__Exercise task__.
Print again only this span: the line with "Clone this screenshot", the line with "import React from", and all lines between them, exactly as given.
::::
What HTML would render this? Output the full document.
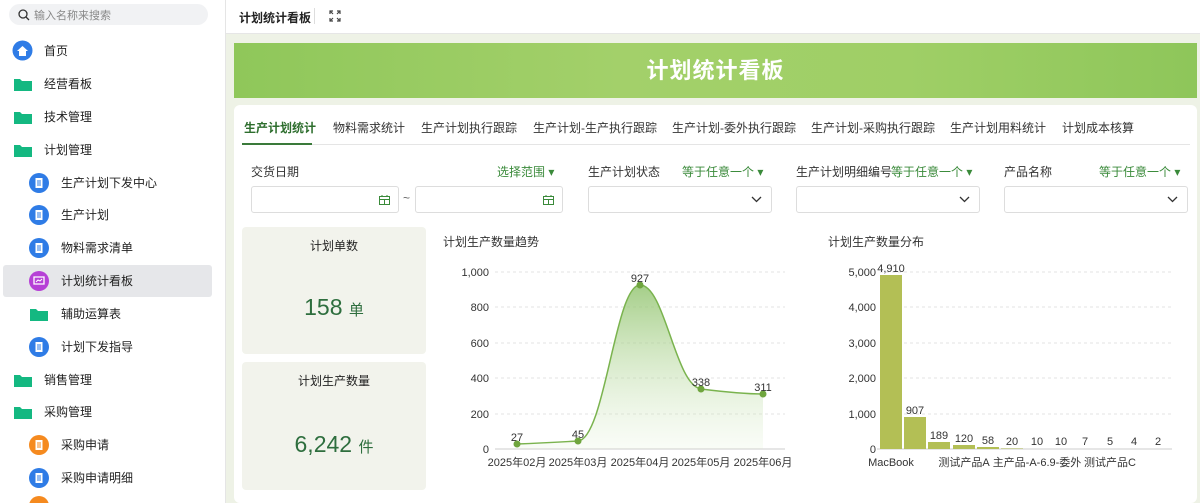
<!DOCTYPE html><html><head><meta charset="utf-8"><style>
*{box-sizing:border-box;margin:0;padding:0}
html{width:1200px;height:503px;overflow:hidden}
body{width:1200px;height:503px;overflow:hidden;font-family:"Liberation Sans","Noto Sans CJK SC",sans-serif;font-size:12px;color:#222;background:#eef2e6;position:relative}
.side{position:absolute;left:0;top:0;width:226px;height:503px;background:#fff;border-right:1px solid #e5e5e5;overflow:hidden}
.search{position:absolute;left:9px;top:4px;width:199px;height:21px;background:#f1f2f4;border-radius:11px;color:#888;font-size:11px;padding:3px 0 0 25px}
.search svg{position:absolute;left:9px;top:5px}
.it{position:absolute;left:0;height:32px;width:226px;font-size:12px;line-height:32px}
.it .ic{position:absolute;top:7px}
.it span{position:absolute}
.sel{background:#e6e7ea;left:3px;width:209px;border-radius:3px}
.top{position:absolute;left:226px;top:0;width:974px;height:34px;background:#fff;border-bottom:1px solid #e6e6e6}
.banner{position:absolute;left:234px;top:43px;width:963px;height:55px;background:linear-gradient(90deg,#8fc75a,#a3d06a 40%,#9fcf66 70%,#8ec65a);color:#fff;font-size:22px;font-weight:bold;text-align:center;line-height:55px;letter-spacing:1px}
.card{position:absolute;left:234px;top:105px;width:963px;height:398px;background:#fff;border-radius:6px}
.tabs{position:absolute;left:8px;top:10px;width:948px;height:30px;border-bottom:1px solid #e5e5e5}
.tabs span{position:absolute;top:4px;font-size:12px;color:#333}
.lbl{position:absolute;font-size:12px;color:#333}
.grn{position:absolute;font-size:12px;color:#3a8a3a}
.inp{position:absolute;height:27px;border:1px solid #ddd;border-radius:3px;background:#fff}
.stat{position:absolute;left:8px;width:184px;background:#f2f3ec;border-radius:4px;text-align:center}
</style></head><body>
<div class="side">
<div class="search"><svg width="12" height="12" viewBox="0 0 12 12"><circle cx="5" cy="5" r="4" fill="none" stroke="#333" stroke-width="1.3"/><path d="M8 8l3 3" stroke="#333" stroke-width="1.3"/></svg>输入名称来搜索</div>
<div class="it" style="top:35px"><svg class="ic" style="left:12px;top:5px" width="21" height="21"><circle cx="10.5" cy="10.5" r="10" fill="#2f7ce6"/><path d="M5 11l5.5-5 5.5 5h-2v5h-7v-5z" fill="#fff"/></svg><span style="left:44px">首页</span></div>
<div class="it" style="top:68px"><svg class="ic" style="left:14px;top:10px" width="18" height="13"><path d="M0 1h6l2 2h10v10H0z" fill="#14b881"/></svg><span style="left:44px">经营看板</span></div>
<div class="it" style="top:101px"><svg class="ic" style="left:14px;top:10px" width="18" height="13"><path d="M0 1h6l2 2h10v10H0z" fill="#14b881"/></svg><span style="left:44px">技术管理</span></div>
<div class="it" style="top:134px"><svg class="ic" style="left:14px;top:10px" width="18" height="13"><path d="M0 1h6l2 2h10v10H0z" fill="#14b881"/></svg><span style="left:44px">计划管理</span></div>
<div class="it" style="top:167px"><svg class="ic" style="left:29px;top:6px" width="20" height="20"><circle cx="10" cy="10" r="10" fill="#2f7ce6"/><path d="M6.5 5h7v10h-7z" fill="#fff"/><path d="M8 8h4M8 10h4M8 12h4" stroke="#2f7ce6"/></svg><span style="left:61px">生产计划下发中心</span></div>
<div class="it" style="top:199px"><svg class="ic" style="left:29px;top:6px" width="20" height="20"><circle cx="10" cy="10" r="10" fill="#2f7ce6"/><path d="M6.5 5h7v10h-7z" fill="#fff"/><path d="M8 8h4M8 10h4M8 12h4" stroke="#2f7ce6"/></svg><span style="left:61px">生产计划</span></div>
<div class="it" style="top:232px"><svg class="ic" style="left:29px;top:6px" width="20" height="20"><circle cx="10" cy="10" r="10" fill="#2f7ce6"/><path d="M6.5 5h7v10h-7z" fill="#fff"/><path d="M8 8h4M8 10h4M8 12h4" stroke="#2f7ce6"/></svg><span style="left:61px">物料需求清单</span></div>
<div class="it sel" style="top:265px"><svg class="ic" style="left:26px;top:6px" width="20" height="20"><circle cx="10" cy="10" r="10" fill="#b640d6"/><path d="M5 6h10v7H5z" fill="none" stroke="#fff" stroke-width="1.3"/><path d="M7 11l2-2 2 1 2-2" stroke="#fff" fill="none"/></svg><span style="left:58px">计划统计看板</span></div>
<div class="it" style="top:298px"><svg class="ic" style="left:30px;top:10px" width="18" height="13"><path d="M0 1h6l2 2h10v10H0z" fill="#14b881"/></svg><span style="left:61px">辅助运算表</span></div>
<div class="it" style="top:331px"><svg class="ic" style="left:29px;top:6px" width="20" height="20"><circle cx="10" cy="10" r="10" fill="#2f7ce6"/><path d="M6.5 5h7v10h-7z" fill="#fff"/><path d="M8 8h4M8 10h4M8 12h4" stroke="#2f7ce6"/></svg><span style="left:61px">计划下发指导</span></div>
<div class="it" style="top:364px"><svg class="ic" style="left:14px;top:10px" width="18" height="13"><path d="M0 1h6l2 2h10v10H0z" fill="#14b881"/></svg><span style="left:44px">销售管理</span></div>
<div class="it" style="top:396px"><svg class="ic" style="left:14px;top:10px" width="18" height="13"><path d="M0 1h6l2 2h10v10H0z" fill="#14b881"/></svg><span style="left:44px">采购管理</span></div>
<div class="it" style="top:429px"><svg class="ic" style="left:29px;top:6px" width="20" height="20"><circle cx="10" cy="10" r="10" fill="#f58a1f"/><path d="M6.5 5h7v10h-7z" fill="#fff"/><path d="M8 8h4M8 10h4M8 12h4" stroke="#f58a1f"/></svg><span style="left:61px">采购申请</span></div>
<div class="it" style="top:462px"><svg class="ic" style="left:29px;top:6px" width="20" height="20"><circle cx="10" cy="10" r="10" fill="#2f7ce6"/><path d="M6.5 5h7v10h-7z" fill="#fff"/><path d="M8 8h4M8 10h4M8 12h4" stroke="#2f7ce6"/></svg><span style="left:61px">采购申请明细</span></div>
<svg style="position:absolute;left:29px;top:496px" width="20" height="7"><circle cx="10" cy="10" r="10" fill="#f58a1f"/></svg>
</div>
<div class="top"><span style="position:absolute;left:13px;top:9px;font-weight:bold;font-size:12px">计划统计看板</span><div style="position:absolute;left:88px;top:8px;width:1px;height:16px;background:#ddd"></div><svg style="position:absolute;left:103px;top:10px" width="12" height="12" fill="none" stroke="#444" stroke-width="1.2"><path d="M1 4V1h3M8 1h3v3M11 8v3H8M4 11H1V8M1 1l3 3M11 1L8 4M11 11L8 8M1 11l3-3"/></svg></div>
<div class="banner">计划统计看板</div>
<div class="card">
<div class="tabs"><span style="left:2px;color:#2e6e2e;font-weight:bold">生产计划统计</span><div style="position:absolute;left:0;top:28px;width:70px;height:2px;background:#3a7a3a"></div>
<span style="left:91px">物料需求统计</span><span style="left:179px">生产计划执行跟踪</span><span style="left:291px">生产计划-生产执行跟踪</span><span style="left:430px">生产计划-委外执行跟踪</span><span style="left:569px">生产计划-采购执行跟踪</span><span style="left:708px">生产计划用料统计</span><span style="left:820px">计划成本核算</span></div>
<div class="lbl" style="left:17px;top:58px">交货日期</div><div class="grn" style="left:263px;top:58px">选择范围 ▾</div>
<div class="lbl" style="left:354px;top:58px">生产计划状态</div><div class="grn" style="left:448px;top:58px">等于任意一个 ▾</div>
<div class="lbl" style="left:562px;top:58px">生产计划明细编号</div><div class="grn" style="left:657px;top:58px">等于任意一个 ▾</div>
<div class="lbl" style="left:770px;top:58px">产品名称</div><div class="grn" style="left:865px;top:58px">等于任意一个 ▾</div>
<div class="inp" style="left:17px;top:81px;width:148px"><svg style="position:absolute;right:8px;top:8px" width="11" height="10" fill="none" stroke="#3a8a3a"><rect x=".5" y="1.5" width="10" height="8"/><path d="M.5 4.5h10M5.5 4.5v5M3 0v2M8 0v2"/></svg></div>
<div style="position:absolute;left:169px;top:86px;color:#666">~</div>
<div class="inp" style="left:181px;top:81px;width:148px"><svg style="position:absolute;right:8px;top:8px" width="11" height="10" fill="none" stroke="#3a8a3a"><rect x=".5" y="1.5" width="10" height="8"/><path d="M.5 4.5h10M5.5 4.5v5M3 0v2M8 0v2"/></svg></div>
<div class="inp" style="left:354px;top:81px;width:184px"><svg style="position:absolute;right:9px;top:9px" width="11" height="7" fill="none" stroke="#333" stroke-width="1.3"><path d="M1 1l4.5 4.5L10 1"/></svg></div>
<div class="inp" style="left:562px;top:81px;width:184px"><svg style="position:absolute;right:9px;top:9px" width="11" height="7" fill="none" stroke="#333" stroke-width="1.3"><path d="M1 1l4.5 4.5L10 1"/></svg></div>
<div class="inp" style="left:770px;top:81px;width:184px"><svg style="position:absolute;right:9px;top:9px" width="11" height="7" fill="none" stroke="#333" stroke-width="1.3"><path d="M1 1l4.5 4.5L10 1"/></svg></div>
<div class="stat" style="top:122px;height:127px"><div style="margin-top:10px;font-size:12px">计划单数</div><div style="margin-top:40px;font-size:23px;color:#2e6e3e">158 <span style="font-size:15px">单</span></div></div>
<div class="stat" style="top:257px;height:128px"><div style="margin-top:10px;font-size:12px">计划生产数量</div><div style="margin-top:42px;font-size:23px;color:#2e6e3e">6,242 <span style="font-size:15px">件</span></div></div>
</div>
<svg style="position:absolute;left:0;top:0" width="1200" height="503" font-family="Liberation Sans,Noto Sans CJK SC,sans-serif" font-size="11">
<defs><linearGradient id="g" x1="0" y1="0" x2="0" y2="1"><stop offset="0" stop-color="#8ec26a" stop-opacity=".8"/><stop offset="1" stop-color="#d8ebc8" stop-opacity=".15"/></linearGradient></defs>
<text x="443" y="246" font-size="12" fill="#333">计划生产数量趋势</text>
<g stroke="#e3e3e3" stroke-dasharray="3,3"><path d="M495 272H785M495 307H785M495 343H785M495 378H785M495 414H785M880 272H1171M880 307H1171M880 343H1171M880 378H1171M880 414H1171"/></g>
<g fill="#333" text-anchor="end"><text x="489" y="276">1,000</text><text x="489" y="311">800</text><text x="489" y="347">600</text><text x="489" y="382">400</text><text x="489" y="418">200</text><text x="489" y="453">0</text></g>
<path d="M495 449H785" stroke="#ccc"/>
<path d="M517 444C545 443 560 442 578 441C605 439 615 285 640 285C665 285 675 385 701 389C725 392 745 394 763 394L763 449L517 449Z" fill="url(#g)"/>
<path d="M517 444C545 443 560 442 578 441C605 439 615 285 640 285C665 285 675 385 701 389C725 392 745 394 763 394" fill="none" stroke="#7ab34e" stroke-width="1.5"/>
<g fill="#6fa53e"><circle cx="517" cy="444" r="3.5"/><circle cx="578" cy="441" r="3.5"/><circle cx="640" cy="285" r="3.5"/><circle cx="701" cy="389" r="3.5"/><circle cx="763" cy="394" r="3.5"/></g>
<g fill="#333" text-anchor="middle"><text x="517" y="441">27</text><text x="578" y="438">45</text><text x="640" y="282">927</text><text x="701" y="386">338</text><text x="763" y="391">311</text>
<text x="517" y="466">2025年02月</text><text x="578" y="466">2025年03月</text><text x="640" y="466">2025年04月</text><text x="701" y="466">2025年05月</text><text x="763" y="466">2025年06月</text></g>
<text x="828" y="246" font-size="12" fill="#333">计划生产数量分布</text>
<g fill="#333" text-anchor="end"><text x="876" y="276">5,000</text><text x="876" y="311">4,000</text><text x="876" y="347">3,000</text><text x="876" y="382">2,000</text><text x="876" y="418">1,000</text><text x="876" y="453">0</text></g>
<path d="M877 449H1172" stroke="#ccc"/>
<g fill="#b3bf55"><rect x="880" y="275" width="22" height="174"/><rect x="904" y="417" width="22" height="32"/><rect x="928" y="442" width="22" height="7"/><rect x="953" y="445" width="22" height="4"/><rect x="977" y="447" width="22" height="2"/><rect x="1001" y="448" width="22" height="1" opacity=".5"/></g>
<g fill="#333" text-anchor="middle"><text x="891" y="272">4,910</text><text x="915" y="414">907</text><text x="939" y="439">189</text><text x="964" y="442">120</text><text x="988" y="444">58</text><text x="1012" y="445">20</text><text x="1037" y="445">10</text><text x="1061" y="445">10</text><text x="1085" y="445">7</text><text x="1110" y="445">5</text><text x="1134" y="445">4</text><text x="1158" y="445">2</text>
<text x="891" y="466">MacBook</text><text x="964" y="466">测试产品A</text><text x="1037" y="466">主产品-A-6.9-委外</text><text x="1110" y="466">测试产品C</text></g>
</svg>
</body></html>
::::
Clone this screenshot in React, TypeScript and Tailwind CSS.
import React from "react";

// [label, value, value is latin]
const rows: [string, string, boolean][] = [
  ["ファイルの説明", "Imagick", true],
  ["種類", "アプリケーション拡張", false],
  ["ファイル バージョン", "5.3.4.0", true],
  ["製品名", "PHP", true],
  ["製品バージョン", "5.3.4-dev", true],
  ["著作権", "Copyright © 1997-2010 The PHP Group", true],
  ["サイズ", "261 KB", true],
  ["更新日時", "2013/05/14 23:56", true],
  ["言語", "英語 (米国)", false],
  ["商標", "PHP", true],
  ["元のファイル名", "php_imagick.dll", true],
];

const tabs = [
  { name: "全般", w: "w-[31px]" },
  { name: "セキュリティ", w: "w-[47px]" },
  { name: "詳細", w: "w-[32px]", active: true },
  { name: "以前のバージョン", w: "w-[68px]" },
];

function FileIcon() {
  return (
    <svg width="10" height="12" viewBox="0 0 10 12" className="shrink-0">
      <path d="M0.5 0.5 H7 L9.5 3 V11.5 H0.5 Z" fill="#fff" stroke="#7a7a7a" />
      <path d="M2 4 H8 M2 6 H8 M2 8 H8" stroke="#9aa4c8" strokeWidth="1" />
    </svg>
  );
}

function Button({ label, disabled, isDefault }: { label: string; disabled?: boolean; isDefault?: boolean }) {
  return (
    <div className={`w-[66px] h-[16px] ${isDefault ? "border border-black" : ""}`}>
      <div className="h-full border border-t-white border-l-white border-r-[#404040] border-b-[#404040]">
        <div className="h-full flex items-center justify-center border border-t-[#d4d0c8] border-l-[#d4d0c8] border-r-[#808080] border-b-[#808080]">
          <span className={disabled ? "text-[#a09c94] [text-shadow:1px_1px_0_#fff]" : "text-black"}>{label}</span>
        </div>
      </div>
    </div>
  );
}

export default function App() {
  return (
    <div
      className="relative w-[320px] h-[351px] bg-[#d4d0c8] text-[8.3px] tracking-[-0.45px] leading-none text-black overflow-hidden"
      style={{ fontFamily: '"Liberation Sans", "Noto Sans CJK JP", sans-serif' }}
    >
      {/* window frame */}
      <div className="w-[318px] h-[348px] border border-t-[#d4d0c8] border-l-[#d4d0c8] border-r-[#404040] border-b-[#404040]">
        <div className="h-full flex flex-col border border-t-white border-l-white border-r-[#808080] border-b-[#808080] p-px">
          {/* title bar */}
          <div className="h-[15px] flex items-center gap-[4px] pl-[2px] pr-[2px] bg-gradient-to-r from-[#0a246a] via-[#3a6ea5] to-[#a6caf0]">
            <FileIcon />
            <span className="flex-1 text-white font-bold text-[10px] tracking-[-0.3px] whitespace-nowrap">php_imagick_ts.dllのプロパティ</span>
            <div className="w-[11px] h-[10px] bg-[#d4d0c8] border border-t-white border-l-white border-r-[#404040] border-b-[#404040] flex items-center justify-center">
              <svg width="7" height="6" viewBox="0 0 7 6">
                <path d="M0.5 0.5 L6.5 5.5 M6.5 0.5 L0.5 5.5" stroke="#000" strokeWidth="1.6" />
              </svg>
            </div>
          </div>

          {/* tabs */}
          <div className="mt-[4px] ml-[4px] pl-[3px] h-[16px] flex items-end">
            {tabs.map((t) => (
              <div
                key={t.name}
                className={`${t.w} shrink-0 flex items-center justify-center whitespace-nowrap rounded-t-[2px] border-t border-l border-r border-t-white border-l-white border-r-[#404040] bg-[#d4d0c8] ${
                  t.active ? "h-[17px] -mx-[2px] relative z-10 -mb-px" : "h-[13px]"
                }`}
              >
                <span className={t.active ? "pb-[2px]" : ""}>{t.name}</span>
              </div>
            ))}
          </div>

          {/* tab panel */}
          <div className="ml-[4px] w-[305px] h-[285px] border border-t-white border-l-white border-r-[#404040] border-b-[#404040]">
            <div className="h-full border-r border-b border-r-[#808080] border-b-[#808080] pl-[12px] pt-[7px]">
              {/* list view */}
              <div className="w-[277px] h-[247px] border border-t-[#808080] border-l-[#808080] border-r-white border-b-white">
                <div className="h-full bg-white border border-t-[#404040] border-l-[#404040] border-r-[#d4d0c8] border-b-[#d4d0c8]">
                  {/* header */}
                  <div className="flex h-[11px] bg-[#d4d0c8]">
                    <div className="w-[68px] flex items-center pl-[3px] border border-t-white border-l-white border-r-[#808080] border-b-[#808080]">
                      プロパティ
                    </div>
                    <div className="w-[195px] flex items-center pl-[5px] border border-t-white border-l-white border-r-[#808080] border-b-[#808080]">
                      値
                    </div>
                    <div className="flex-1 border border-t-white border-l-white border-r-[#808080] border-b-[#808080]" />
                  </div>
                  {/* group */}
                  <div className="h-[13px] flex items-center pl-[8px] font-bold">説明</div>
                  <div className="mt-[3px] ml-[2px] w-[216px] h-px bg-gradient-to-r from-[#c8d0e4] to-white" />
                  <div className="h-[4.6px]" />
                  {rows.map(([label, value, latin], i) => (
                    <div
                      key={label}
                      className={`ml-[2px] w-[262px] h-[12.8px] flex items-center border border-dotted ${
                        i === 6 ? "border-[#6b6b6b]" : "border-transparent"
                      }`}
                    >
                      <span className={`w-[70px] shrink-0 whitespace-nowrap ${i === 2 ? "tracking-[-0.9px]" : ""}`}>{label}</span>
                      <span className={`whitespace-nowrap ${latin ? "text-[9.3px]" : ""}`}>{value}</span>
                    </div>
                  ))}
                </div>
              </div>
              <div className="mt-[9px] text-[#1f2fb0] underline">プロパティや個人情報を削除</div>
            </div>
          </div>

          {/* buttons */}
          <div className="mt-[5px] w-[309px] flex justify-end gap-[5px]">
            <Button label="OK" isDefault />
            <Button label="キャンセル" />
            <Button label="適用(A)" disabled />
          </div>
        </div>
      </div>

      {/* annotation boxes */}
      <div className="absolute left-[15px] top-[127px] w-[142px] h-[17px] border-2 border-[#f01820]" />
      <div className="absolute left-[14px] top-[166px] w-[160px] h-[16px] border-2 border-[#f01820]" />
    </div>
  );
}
::::
__Correct output__.
Clone this screenshot in React, TypeScript and Tailwind CSS.
import React from "react";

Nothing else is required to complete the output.